[471] A. C. Maury, H. A., 28, 79, 1897.

[472] Russell, Ap. J., in press.

[473] Stewart, Phys. Rev., 22, 324, 1923; Russell and Stewart, Ap. J., 59, 197, 1924.

[474] A. N., 179, 374, 1908; A. N., 192, 262, 1912.

[475] Harper and Young, J. R. A. S. Can., 18, 9, 1924.

CHAPTER XIII
THE RELATIVE ABUNDANCE OF THE ELEMENTS

THE relative frequency of atomic species has for some time been of recognized significance. Numerous deductions have been based upon the observed terrestrial distribution of the elements; for example, attention has been drawn to the preponderance of the lighter elements (comprising those of atomic number less than thirty), to the “law of even numbers,” which states that elements of even atomic number are far more frequent than elements of odd atomic number, and to the high frequency of atoms with an atomic weight that is a multiple of four.

The existence of these general relations for the atoms that occur in the crust of the earth is in itself a fact of the highest interest, but the considerations contained in the present chapter indicate that such relations also hold for the atoms that constitute the stellar atmospheres and therefore have an even deeper significance than was at first supposed.
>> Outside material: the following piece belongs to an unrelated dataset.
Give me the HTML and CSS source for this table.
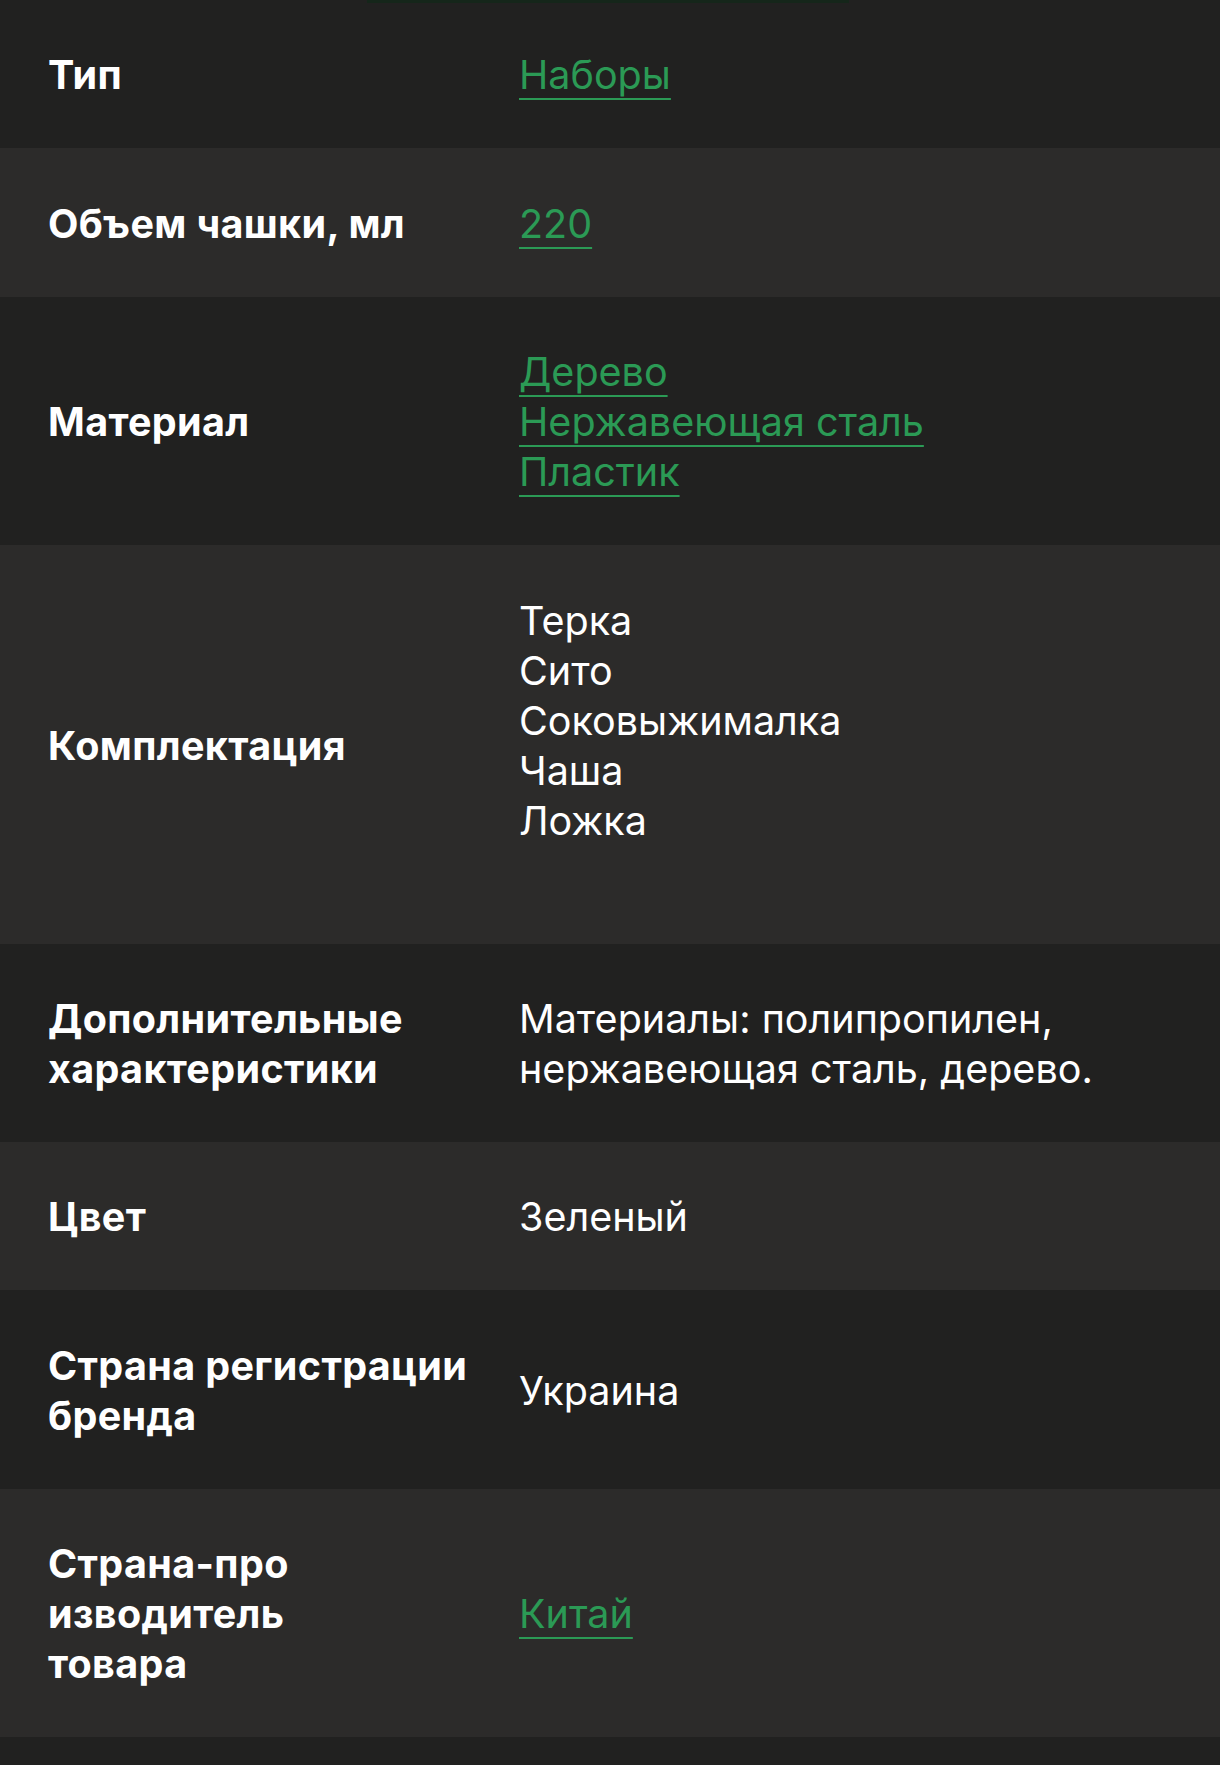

Data on the subject of the relative frequency of the different species of atoms contain a possible key to the problem of the evolution and stability of the elements. Though the time does not as yet seem ripe for an interpretation of the facts, the collection of data on a comprehensive scale will prepare the way for theory, and will help to place it, when it comes, on a sound observational basis.
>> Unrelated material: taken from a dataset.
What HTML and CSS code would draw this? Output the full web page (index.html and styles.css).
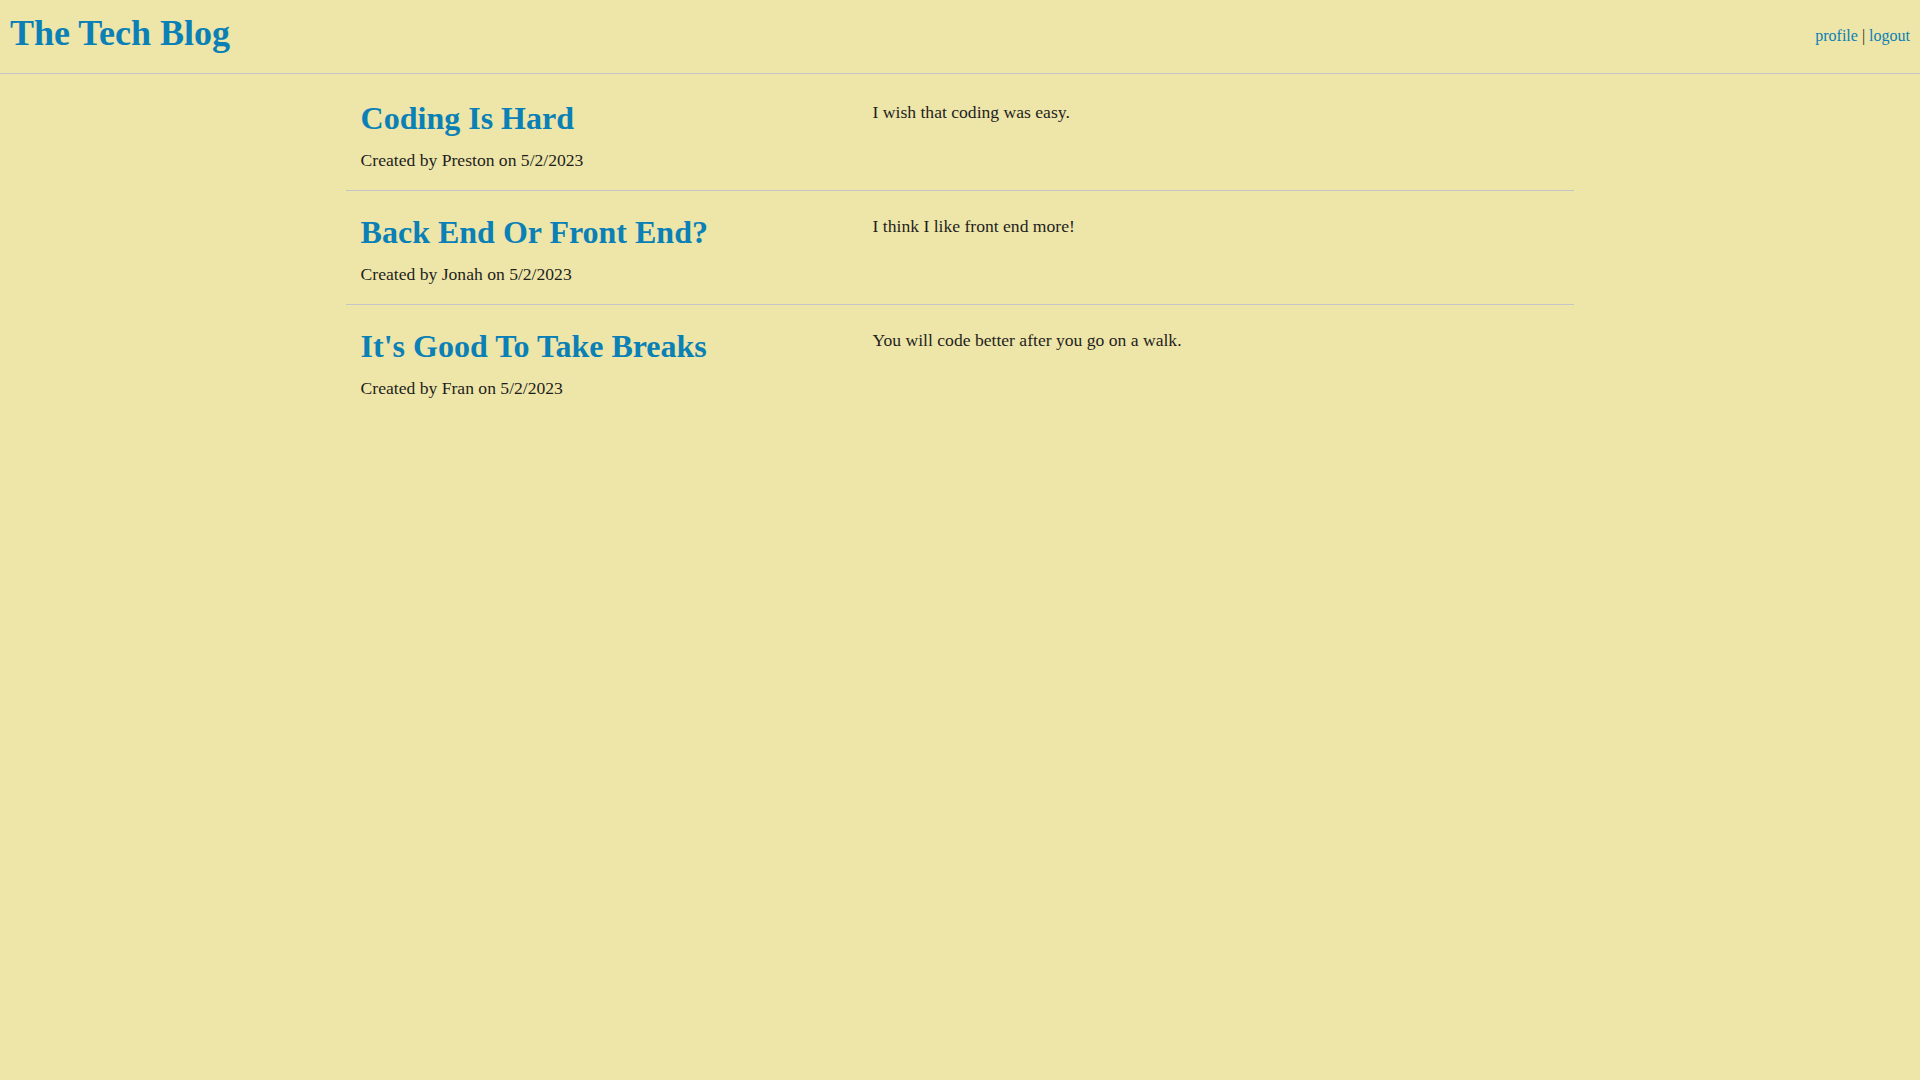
FILE: index.html
```html
<!DOCTYPE html>
<html lang="en">
<head>
<meta charset="utf-8">
<title>The Tech Blog</title>
<link rel="stylesheet" href="styles.css">
</head>
<body>
<header class="site-header">
  <h1 class="brand"><a href="#">The Tech Blog</a></h1>
  <nav class="nav"><a href="#">profile</a> | <a href="#">logout</a></nav>
</header>
<main class="posts">
  <article class="post">
    <div class="post-head">
      <h2 class="post-title"><a href="#">Coding Is Hard</a></h2>
      <p class="post-meta">Created by Preston on 5/2/2023</p>
    </div>
    <div class="post-body"><p>I wish that coding was easy.</p></div>
  </article>
  <article class="post">
    <div class="post-head">
      <h2 class="post-title"><a href="#">Back End Or Front End?</a></h2>
      <p class="post-meta">Created by Jonah on 5/2/2023</p>
    </div>
    <div class="post-body"><p>I think I like front end more!</p></div>
  </article>
  <article class="post">
    <div class="post-head">
      <h2 class="post-title"><a href="#">It's Good To Take Breaks</a></h2>
      <p class="post-meta">Created by Fran on 5/2/2023</p>
    </div>
    <div class="post-body"><p>You will code better after you go on a walk.</p></div>
  </article>
</main>
</body>
</html>
```
FILE: styles.css
```css
html, body {
  margin: 0;
  padding: 0;
  background: #eee6a8;
  color: #1e1e1e;
  font-family: "Liberation Serif", "Times New Roman", serif;
  min-height: 100%;
}
a {
  color: #0a80b6;
  text-decoration: none;
}
.site-header {
  display: flex;
  justify-content: space-between;
  align-items: flex-start;
  height: 74px;
  box-sizing: border-box;
  padding: 0 10px;
  border-bottom: 1px solid #c5c5c9;
}
.brand {
  margin: 12px 0 0;
  font-size: 36px;
  font-weight: bold;
  line-height: normal;
}
.nav {
  margin-top: 27px;
  font-size: 16px;
  line-height: normal;
}
.posts {
  width: 64%;
  margin: 0 auto;
  padding-top: 3px;
}
.post {
  display: flex;
  padding: 23px 0 19px;
  border-bottom: 1px solid #c5c5c9;
}
.post:last-child {
  border-bottom: none;
}
.post-head {
  width: 41.6667%;
  box-sizing: border-box;
  padding: 0 15px;
}
.post-body {
  width: 58.3333%;
  box-sizing: border-box;
  padding: 2px 15px 0;
}
.post-title {
  margin: 0 0 13px;
  font-size: 32px;
  font-weight: bold;
  line-height: normal;
}
.post-meta,
.post-body p {
  margin: 0;
  font-size: 17.6px;
  line-height: normal;
}
```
The intensity of the absorption lines associated with an element immediately suggests itself as a possible source of information on relative abundance. But the same species of atom gives rise simultaneously to lines of different intensities belonging to the same series, and also to different series, which change in intensity relative to one another according to the temperature of the star. The intensity of the absorption line is, of course, a very complex function of the temperature, the pressure, and the atomic constants—a matter that has been discussed in detail in the preceding seven chapters.
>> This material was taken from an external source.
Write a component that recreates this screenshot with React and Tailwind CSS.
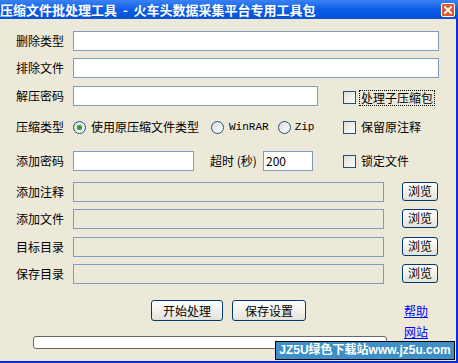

The observed intensity can therefore be used directly for only a crude estimate of abundance. Roughly speaking, the lines of the lighter elements predominate in the spectra of stellar atmospheres, and probably the corresponding atoms constitute the greater part of the atmosphere of the star, as they do of the earth’s crust. Beyond a general inference such as this, few direct conclusions can be drawn from line-intensities. Russell[476] made the solar spectrum the basis of a discussion in which he pointed out the apparent similarity in composition between the crust of the earth, the atmosphere of the star, and the meteorites of the stony variety. The method used by him should be expected, in the light of subsequent work, to yield only qualitative results, since it took no account of the relative probabilities of the atomic states corresponding to different lines in the spectrum.